Never translate 'make shopping' — it is a clear error. The correct forms are do the shopping (buy the household groceries), go shopping (head out to shop) or simply go to the supermarket. For the place, British English prefers supermarket and the small corner shop, while American English uses grocery store. Your written list is a shopping list.
Trolley and queue: British vs American English
There are two classic differences here. The wheeled basket is a trolley in British English and a (shopping) cart in American English. The line of waiting people is a queue in the UK (to queue up) and a line in the US (to wait in line). You pay at the checkout (served by a cashier); many shops now have a self-checkout and accept contactless payment.
Date labels: use by vs best before
Packaging distinguishes two kinds of date. Use by is a safety date for perishable food (meat, fish, milk) — do not eat it afterwards. Best before is a quality date: the food is still safe but may lose flavour or texture (biscuits, cereals). The general term is expiry date (UK) / expiration date (US). Note the grammar: food has expired or is past its expiry date, not 'is expired'.

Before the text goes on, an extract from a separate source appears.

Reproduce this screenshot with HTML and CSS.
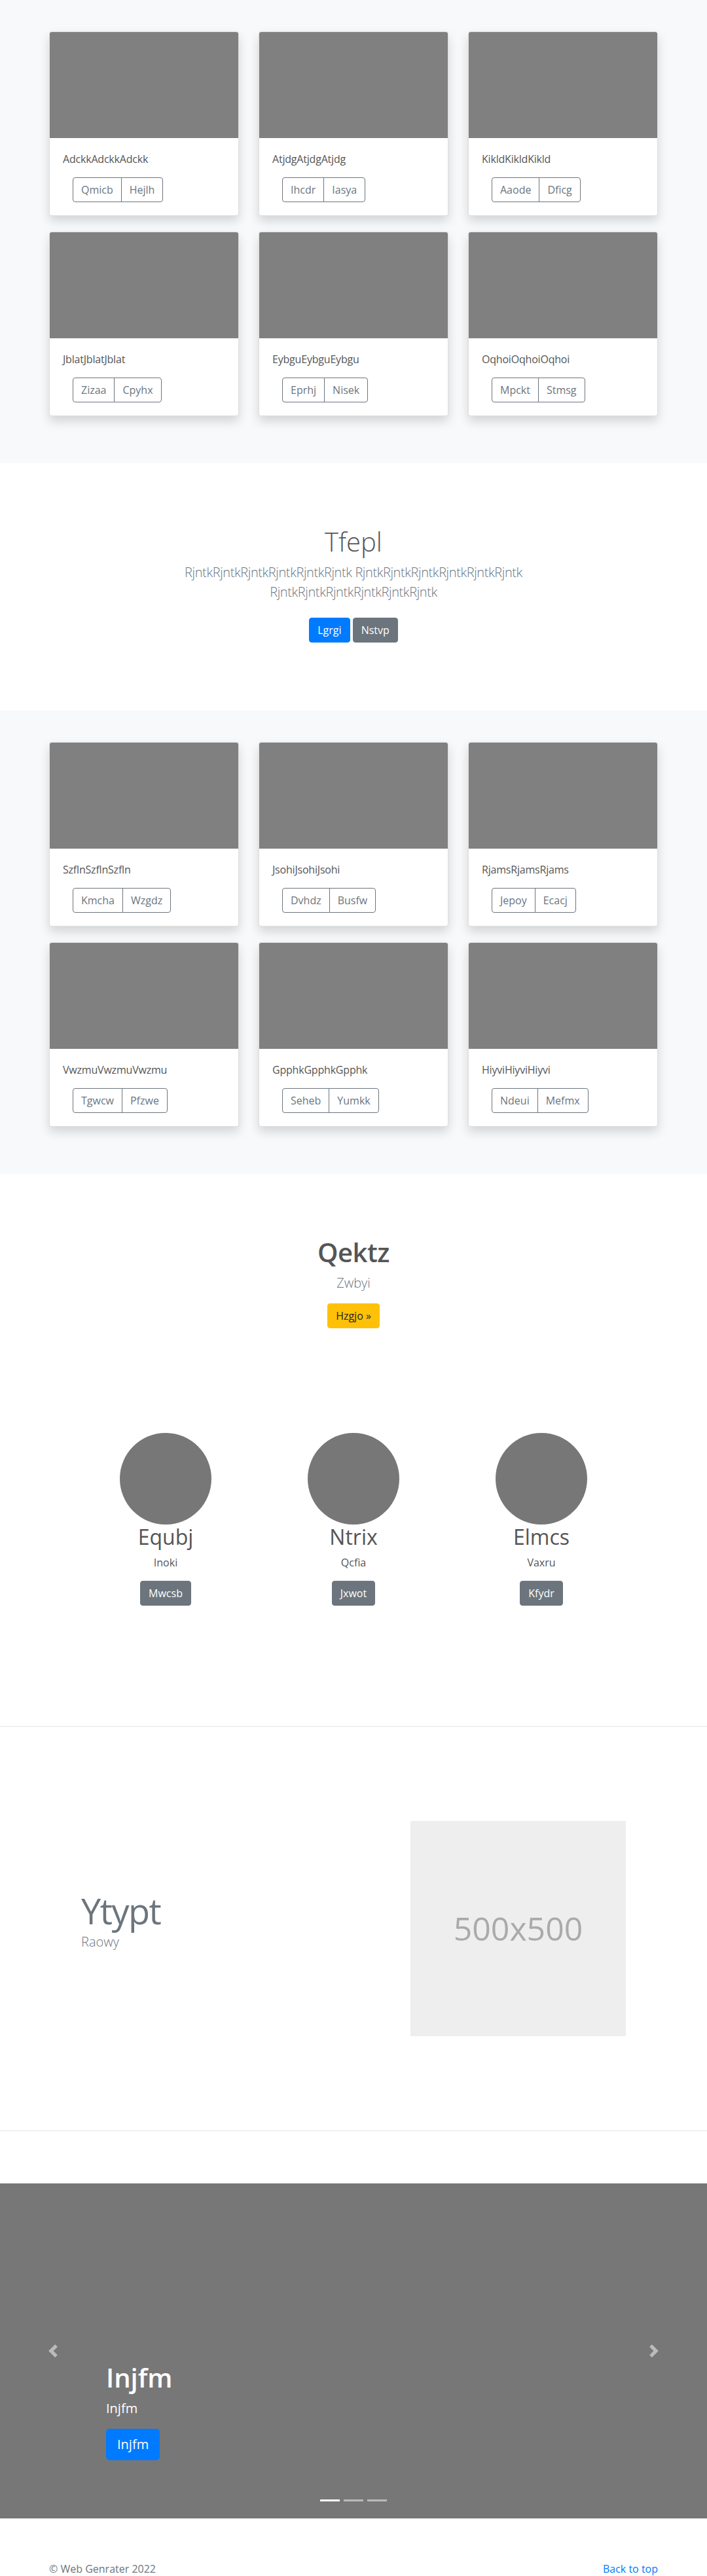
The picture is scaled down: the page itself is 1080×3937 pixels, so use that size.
FILE: index.html
```html
<!DOCTYPE html>
<html lang="en">
<head>
<meta charset="utf-8">
<title>Album</title>
<link rel="stylesheet" href="styles.css">
</head>
<body>

<section class="album">
  <div class="container grid">
    <div class="card"><div class="card-img"></div><div class="card-body"><p class="card-text">AdckkAdckkAdckk</p><div class="btn-group"><span class="btn-o">Qmicb</span><span class="btn-o">Hejlh</span></div></div></div>
    <div class="card"><div class="card-img"></div><div class="card-body"><p class="card-text">AtjdgAtjdgAtjdg</p><div class="btn-group"><span class="btn-o">Ihcdr</span><span class="btn-o">Iasya</span></div></div></div>
    <div class="card"><div class="card-img"></div><div class="card-body"><p class="card-text">KikldKikldKikld</p><div class="btn-group"><span class="btn-o">Aaode</span><span class="btn-o">Dficg</span></div></div></div>
    <div class="card"><div class="card-img"></div><div class="card-body"><p class="card-text">JblatJblatJblat</p><div class="btn-group"><span class="btn-o">Zizaa</span><span class="btn-o">Cpyhx</span></div></div></div>
    <div class="card"><div class="card-img"></div><div class="card-body"><p class="card-text">EybguEybguEybgu</p><div class="btn-group"><span class="btn-o">Eprhj</span><span class="btn-o">Nisek</span></div></div></div>
    <div class="card"><div class="card-img"></div><div class="card-body"><p class="card-text">OqhoiOqhoiOqhoi</p><div class="btn-group"><span class="btn-o">Mpckt</span><span class="btn-o">Stmsg</span></div></div></div>
  </div>
</section>

<section class="hero">
  <h1 class="hero-title">Tfepl</h1>
  <p class="lead hero-lead">RjntkRjntkRjntkRjntkRjntkRjntk RjntkRjntkRjntkRjntkRjntkRjntk RjntkRjntkRjntkRjntkRjntkRjntk</p>
  <p class="hero-actions"><span class="btn btn-primary">Lgrgi</span> <span class="btn btn-secondary">Nstvp</span></p>
</section>

<section class="album">
  <div class="container grid">
    <div class="card"><div class="card-img"></div><div class="card-body"><p class="card-text">SzflnSzflnSzfln</p><div class="btn-group"><span class="btn-o">Kmcha</span><span class="btn-o">Wzgdz</span></div></div></div>
    <div class="card"><div class="card-img"></div><div class="card-body"><p class="card-text">JsohiJsohiJsohi</p><div class="btn-group"><span class="btn-o">Dvhdz</span><span class="btn-o">Busfw</span></div></div></div>
    <div class="card"><div class="card-img"></div><div class="card-body"><p class="card-text">RjamsRjamsRjams</p><div class="btn-group"><span class="btn-o">Jepoy</span><span class="btn-o">Ecacj</span></div></div></div>
    <div class="card"><div class="card-img"></div><div class="card-body"><p class="card-text">VwzmuVwzmuVwzmu</p><div class="btn-group"><span class="btn-o">Tgwcw</span><span class="btn-o">Pfzwe</span></div></div></div>
    <div class="card"><div class="card-img"></div><div class="card-body"><p class="card-text">GpphkGpphkGpphk</p><div class="btn-group"><span class="btn-o">Seheb</span><span class="btn-o">Yumkk</span></div></div></div>
    <div class="card"><div class="card-img"></div><div class="card-body"><p class="card-text">HiyviHiyviHiyvi</p><div class="btn-group"><span class="btn-o">Ndeui</span><span class="btn-o">Mefmx</span></div></div></div>
  </div>
</section>

<section class="feature">
  <div class="feature-head">
    <h1 class="feature-title">Qektz</h1>
    <p class="feature-sub">Zwbyi</p>
    <span class="btn btn-warning">Hzgjo »</span>
  </div>
  <div class="team">
    <div class="member">
      <div class="avatar"></div>
      <h2 class="member-name">Equbj</h2>
      <p class="member-role">Inoki</p>
      <span class="btn btn-secondary">Mwcsb</span>
    </div>
    <div class="member">
      <div class="avatar"></div>
      <h2 class="member-name">Ntrix</h2>
      <p class="member-role">Qcfia</p>
      <span class="btn btn-secondary">Jxwot</span>
    </div>
    <div class="member">
      <div class="avatar"></div>
      <h2 class="member-name">Elmcs</h2>
      <p class="member-role">Vaxru</p>
      <span class="btn btn-secondary">Kfydr</span>
    </div>
  </div>
</section>

<section class="split">
  <div class="container split-row">
    <div class="split-text">
      <h1 class="split-title">Ytypt</h1>
      <p class="split-sub">Raowy</p>
    </div>
    <div class="placeholder">500x500</div>
  </div>
</section>

<section class="carousel">
  <div class="carousel-caption">
    <h1 class="caption-title">Injfm</h1>
    <p class="caption-text">Injfm</p>
    <span class="btn btn-primary btn-lg">Injfm</span>
  </div>
  <span class="carousel-control prev">
    <svg width="20" height="20" viewBox="0 0 8 8"><path fill="#fff" d="M5.25 0l-4 4 4 4 1.5-1.5L4.25 4l2.5-2.5L5.25 0z"/></svg>
  </span>
  <span class="carousel-control next">
    <svg width="20" height="20" viewBox="0 0 8 8"><path fill="#fff" d="M2.75 0l-1.5 1.5L3.75 4l-2.5 2.5L2.75 8l4-4-4-4z"/></svg>
  </span>
  <ol class="carousel-indicators">
    <li class="active"></li>
    <li></li>
    <li></li>
  </ol>
</section>

<footer class="footer">
  <div class="container footer-row">
    <p class="footer-copy">© Web Genrater 2022</p>
    <a class="footer-link" href="#">Back to top</a>
  </div>
</footer>

</body>
</html>
```

FILE: styles.css
```css
* { box-sizing: border-box; }

html, body {
  margin: 0;
  padding: 0;
}

body {
  font-family: "Open Sans", "Noto Sans", sans-serif;
  font-size: 16px;
  line-height: 1.5;
  color: #555;
  background: #fff;
}

h1, h2, p { margin: 0; }

.container {
  width: 960px;
  margin: 0 auto;
  padding: 0 15px;
}

/* ---------- buttons ---------- */
.btn {
  display: inline-block;
  padding: 6px 12px;
  font-size: 16px;
  line-height: 24px;
  border: 1px solid transparent;
  border-radius: 4px;
  color: #fff;
  vertical-align: middle;
}
.btn-primary { background: #007bff; border-color: #007bff; }
.btn-secondary { background: #6c757d; border-color: #6c757d; }
.btn-warning { background: #ffc107; border-color: #ffc107; color: #212529; }
.btn-lg {
  padding: 8px 16px;
  font-size: 20px;
  line-height: 30px;
  border-radius: 5px;
}

/* ---------- album ---------- */
.album {
  background: #f8f9fa;
  padding: 48px 0 72px;
}
.grid {
  display: grid;
  grid-template-columns: repeat(3, 290px);
  column-gap: 30px;
  row-gap: 24px;
}
.card {
  background: #fff;
  border: 1px solid rgba(0,0,0,.125);
  border-radius: 4px;
  box-shadow: 0 8px 16px rgba(0,0,0,.15);
  overflow: hidden;
}
.card-img {
  height: 162px;
  background: #808080;
}
.card-body {
  padding: 20px;
}
.card-text {
  margin-bottom: 16px;
  color: #555;
  letter-spacing: -0.2px;
}
.btn-group {
  display: inline-flex;
  margin-left: 15px;
}
.btn-o {
  display: inline-block;
  padding: 6px 12px;
  line-height: 24px;
  font-size: 16px;
  color: #6c757d;
  border: 1px solid #6c757d;
}
.btn-o:first-child { border-radius: 4px 0 0 4px; }
.btn-o + .btn-o { margin-left: -1px; border-radius: 0 4px 4px 0; }

/* ---------- hero ---------- */
.hero {
  padding: 96px 0;
  text-align: center;
  background: #fff;
}
.hero-title {
  font-size: 40px;
  font-weight: 300;
  line-height: 1.2;
  margin-bottom: 8px;
  color: #555;
}
.lead {
  font-size: 20px;
  font-weight: 300;
  line-height: 30px;
}
.hero-lead {
  max-width: 610px;
  margin: 0 auto 16px;
  color: #6c757d;
  letter-spacing: -0.4px;
}
.hero-actions .btn { margin: 8px 0; }

/* ---------- feature ---------- */
.feature {
  background: #fff;
  padding: 96px 0 184px;
  text-align: center;
}
.feature-title {
  font-size: 40px;
  font-weight: 600;
  line-height: 1.2;
  margin-bottom: 8px;
  color: #555;
  letter-spacing: -0.5px;
}
.feature-sub {
  font-size: 20px;
  font-weight: 300;
  line-height: 30px;
  color: #6c757d;
  margin-bottom: 16px;
}
.team {
  width: 861px;
  margin: 160px auto 0;
  display: flex;
}
.member {
  flex: 1;
  display: flex;
  flex-direction: column;
  align-items: center;
}
.avatar {
  width: 140px;
  height: 140px;
  border-radius: 50%;
  background: #777;
}
.member-name {
  font-size: 32px;
  font-weight: 400;
  line-height: 1.2;
  margin-bottom: 8px;
  color: #555;
}
.member-role {
  margin-bottom: 16px;
  color: #555;
}

/* ---------- split ---------- */
.split {
  border-top: 1px solid #e6e6e6;
  border-bottom: 1px solid #e6e6e6;
  padding: 144px 0;
}
.split-row {
  display: flex;
  align-items: center;
  padding-left: 64px;
  padding-right: 64px;
}
.split-text {
  flex: 1;
}
.split-title {
  font-size: 54px;
  font-weight: 400;
  line-height: 1.2;
  color: #6c757d;
  letter-spacing: -1.5px;
}
.split-sub {
  font-size: 20px;
  font-weight: 300;
  line-height: 30px;
  color: #6c757d;
  margin-bottom: 24px;
}
.placeholder {
  width: 329px;
  height: 329px;
  background: #eee;
  color: #aaa;
  font-size: 50px;
  display: flex;
  align-items: center;
  justify-content: center;
}

/* ---------- carousel ---------- */
.carousel {
  position: relative;
  height: 512px;
  margin-top: 80px;
  margin-bottom: 16px;
  background: #777;
  overflow: hidden;
}
.carousel-caption {
  position: absolute;
  left: 15%;
  right: 15%;
  bottom: 89px;
  color: #fff;
  text-align: left;
}
.caption-title {
  font-size: 40px;
  font-weight: 600;
  line-height: 48px;
  margin-bottom: 8px;
}
.caption-text {
  font-size: 20px;
  line-height: 30px;
  margin-bottom: 16px;
}
.carousel-control {
  position: absolute;
  top: 0;
  bottom: 0;
  width: 15%;
  display: flex;
  align-items: center;
  justify-content: center;
  opacity: .5;
}
.carousel-control.prev { left: 0; }
.carousel-control.next { right: 0; }
.carousel-control svg { display: block; }
.carousel-indicators {
  position: absolute;
  left: 0;
  right: 0;
  bottom: 0;
  margin: 0 0 16px;
  padding: 0;
  list-style: none;
  display: flex;
  justify-content: center;
}
.carousel-indicators li {
  width: 30px;
  height: 3px;
  margin: 10px 3px;
  background: #fff;
  opacity: .5;
}
.carousel-indicators li.active { opacity: 1; }

/* ---------- footer ---------- */
.footer {
  padding: 49px 0 48px;
}
.footer-row {
  display: flex;
  justify-content: space-between;
  align-items: flex-start;
}
.footer-copy {
  color: #6c757d;
  margin-bottom: 4px;
}
.footer-link {
  color: #007bff;
  text-decoration: none;
}
```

Containers: tin, can, jar, bottle, packet
Containers are fixed to particular products. A tin (UK) / can (US) holds tinned food (a tin of tomatoes). A jar is a glass container with a lid (a jar of jam). A bottle holds liquids (a bottle of milk). A packet / bag holds dry goods (a packet of crisps, a bag of flour). You cannot say 'a glass of jam' — jam comes in a jar.
Offers, stock and service
Useful shop vocabulary: on sale / on offer (reduced price), discount, buy one get one free (BOGOF), and loyalty card. For availability: in stock versus out of stock. For returns: refund (money back), exchange (swap), customer service, and opening hours.